Work instructions: Skip any picture you find and retype all the remaining lines exactly.

Provided material:

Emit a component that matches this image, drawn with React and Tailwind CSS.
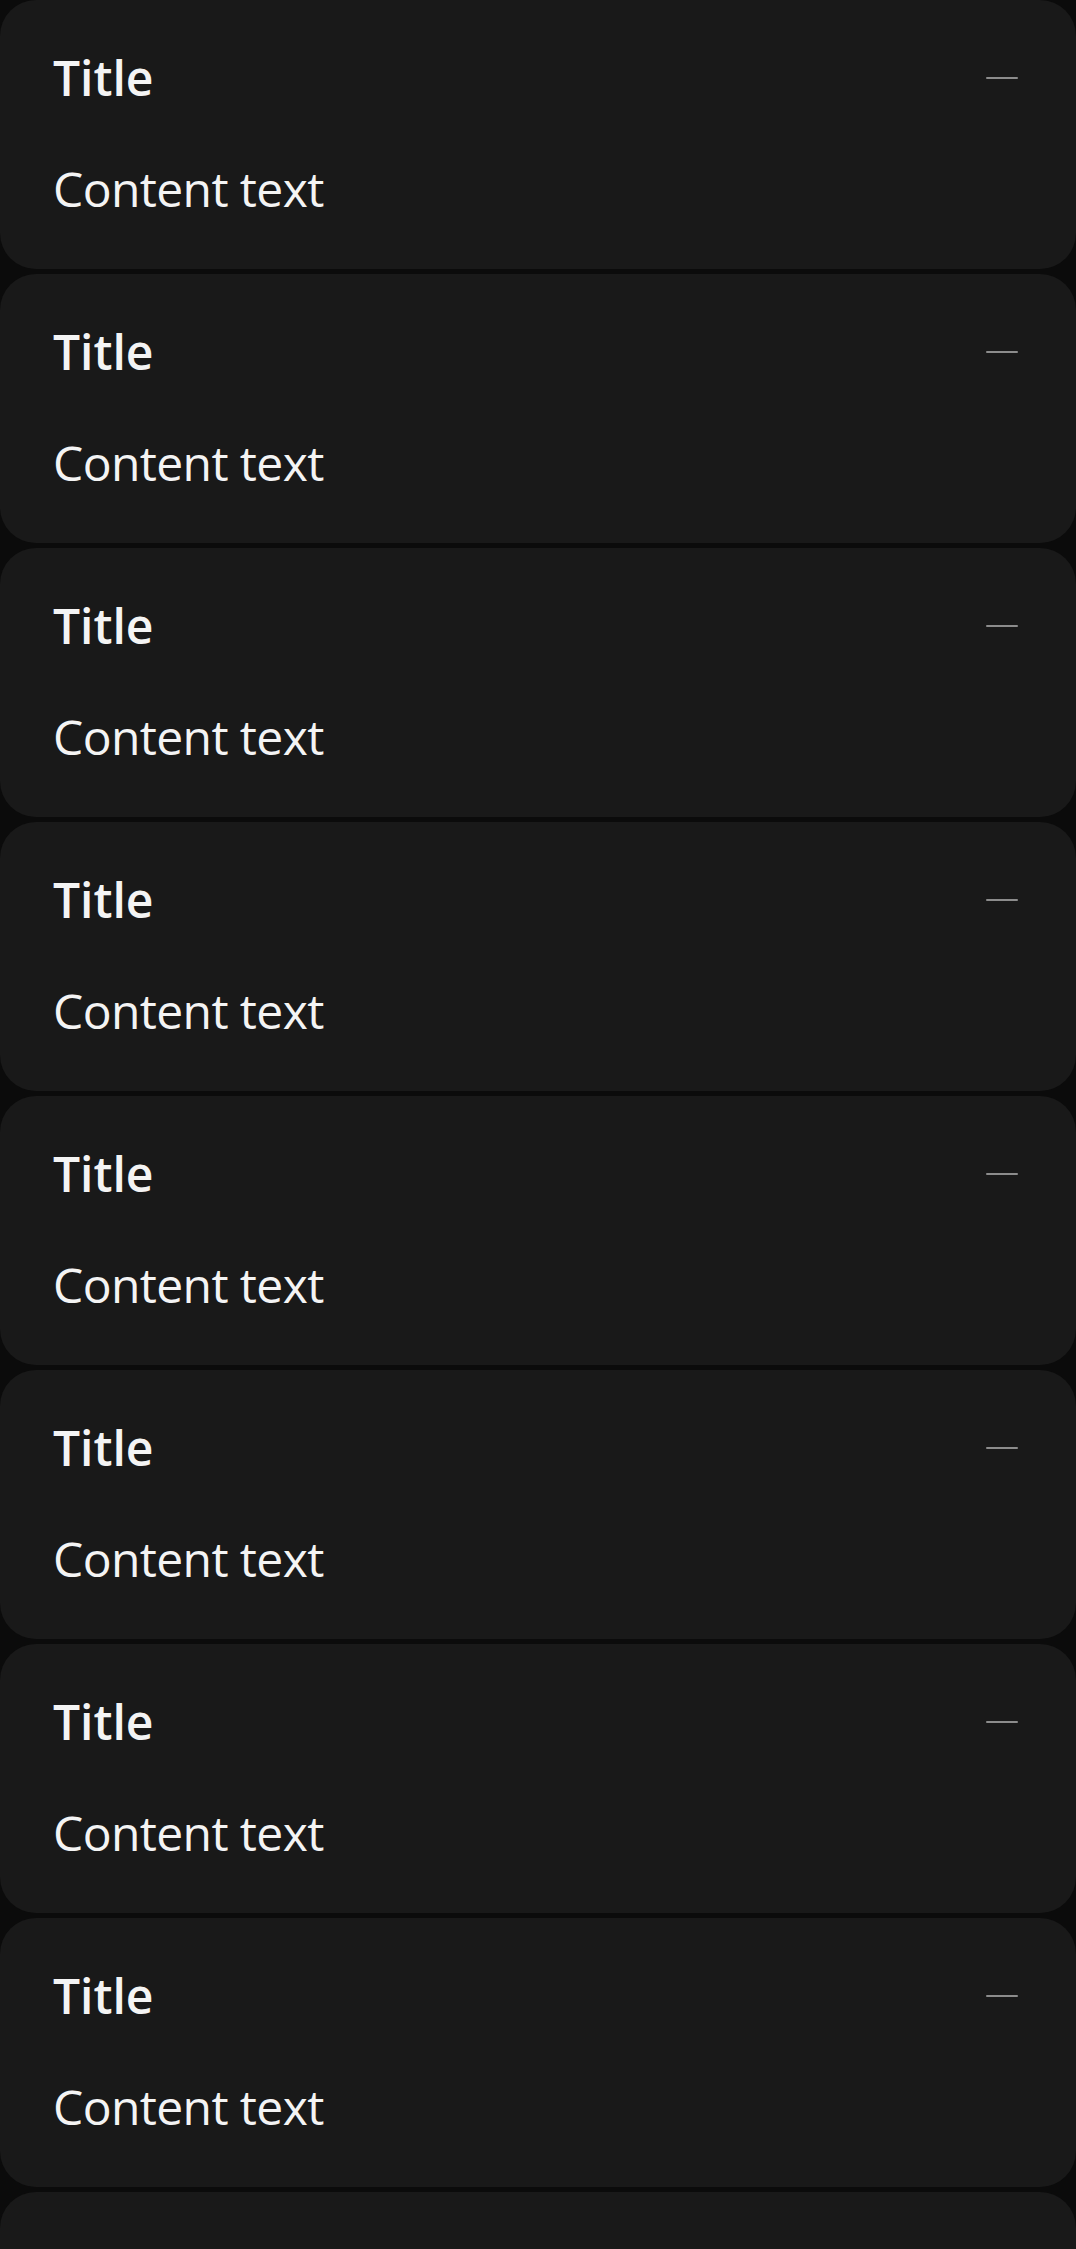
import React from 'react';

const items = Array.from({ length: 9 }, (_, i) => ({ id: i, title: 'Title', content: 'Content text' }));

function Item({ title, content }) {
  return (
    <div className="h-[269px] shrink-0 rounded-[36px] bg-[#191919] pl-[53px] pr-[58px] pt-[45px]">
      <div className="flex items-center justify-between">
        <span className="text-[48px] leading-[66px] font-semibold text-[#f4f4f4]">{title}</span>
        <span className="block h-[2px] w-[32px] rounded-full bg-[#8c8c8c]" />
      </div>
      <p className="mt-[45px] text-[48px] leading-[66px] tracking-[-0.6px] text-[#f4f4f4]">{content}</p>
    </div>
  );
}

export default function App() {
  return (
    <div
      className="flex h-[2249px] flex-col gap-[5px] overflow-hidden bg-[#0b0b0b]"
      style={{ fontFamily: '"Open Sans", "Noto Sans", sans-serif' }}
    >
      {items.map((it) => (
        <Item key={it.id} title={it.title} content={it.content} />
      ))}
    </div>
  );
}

Finished exercise:
Emit a component that matches this image, drawn with React and Tailwind CSS.
import React from 'react';

const items = Array.from({ length: 9 }, (_, i) => ({ id: i, title: 'Title', content: 'Content text' }));

function Item({ title, content }) {
  return (
    <div className="h-[269px] shrink-0 rounded-[36px] bg-[#191919] pl-[53px] pr-[58px] pt-[45px]">
      <div className="flex items-center justify-between">
        <span className="text-[48px] leading-[66px] font-semibold text-[#f4f4f4]">{title}</span>
        <span className="block h-[2px] w-[32px] rounded-full bg-[#8c8c8c]" />
      </div>
      <p className="mt-[45px] text-[48px] leading-[66px] tracking-[-0.6px] text-[#f4f4f4]">{content}</p>
    </div>
  );
}

export default function App() {
  return (
    <div
      className="flex h-[2249px] flex-col gap-[5px] overflow-hidden bg-[#0b0b0b]"
      style={{ fontFamily: '"Open Sans", "Noto Sans", sans-serif' }}
    >
      {items.map((it) => (
        <Item key={it.id} title={it.title} content={it.content} />
      ))}
    </div>
  );
}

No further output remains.